The "F" Word

Forgive me. I saw the post before mine and couldn't resist. We did call it the "F" word though. Are nice girls allowed to do that?

I was a "prude." I was flirty so I was a "tease." I did not know that I had to deliver something to the boys to be considered good but of course, then I would have been considered bad. A boyfriend lied about sleeping with me (I was a virgin) and I had no idea for years. So, I was a slut. A virgin slut. It's such a conundrum where boys are inappropriate with us and if we respond in any capacity; we're a tease. Screw them and all the boys who sexually joke with me and think I like it and think I'm a bitch if I don't. In fact, years ago this boy tried to ruin my current six-year relationship when it started because I went over to his house (which happened to be my male co-workers shared place).
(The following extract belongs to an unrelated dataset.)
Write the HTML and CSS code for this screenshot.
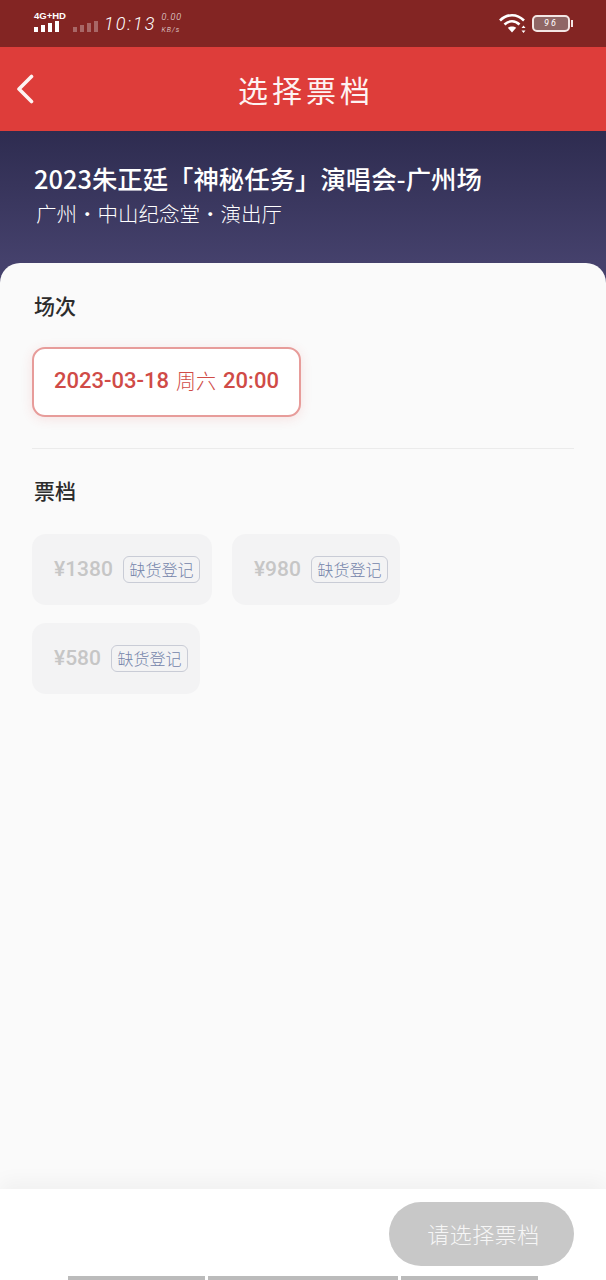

I said the "F" word once or twice and when I finally met my current beau, the roommate of my friend told him that I tried to get with all the guys in the apartment. The sad part is that he REALLY thought that. It never crossed my mind. Later, in public, I asked when we were all going to get together and do the "F" word. Jerk.
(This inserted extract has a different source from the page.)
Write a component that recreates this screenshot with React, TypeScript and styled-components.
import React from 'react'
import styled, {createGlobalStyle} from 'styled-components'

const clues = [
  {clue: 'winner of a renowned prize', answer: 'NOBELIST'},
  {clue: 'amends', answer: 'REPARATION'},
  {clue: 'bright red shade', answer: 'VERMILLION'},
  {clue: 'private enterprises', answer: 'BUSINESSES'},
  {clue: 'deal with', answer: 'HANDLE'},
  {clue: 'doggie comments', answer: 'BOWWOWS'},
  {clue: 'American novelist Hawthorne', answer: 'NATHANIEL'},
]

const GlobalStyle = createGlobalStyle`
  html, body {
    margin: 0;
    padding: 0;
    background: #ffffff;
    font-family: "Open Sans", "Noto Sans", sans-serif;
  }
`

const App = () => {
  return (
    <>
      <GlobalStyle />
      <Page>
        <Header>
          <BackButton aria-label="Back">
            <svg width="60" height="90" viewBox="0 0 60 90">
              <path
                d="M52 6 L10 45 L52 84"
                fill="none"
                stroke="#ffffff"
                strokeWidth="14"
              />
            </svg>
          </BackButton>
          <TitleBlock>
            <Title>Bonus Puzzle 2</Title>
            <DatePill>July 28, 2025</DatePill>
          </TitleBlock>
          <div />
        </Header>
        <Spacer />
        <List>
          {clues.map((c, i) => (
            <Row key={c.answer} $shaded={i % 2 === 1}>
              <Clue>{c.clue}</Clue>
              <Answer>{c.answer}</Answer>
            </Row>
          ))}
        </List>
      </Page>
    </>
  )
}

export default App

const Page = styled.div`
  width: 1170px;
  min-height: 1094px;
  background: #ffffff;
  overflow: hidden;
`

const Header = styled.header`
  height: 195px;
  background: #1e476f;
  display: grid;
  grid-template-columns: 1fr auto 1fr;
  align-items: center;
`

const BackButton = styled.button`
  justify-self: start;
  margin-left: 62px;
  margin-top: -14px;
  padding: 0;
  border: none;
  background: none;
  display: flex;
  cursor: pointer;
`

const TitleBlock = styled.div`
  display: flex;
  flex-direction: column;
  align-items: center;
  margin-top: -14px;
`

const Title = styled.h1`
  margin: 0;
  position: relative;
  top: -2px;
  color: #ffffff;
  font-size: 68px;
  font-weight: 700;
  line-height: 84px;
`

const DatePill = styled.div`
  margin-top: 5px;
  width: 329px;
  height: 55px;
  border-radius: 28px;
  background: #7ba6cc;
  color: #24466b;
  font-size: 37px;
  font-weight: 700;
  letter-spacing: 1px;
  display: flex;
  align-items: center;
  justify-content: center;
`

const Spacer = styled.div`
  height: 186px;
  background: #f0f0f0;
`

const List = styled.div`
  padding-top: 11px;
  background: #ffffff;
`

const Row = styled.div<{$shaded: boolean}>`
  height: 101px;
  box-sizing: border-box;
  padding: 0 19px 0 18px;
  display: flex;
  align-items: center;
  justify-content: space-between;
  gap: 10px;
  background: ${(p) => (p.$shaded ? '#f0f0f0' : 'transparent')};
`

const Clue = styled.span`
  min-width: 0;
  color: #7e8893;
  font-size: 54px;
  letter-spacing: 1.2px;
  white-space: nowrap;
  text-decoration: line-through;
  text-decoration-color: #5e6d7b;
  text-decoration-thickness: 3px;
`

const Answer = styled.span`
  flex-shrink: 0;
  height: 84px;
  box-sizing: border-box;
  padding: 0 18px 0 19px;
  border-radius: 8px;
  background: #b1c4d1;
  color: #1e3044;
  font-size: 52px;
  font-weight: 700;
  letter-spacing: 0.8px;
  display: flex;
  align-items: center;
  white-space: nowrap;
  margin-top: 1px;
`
When I was in high school, the “Secondary Virginity” concept was part of our sex-education classes. I don’t remember much of it other than girls proclaiming their secondary virginity and the boys got to pass around “Tommy Testicle” to check for lumps. They of course, were segregated from the girls. I found the book so far to be disturbing because it did not occur to me to think about abstinence-only education in that way. I agreed with the author and it makes me reflect further on what to teach my daughter. Certainly, we need to explain the proper uses of birth control because as the studies have shown, lying to our children doesn’t work. We need to help the young girls, who are thirteen, want to have a baby and prostitute themselves. After all, what perpetuated that?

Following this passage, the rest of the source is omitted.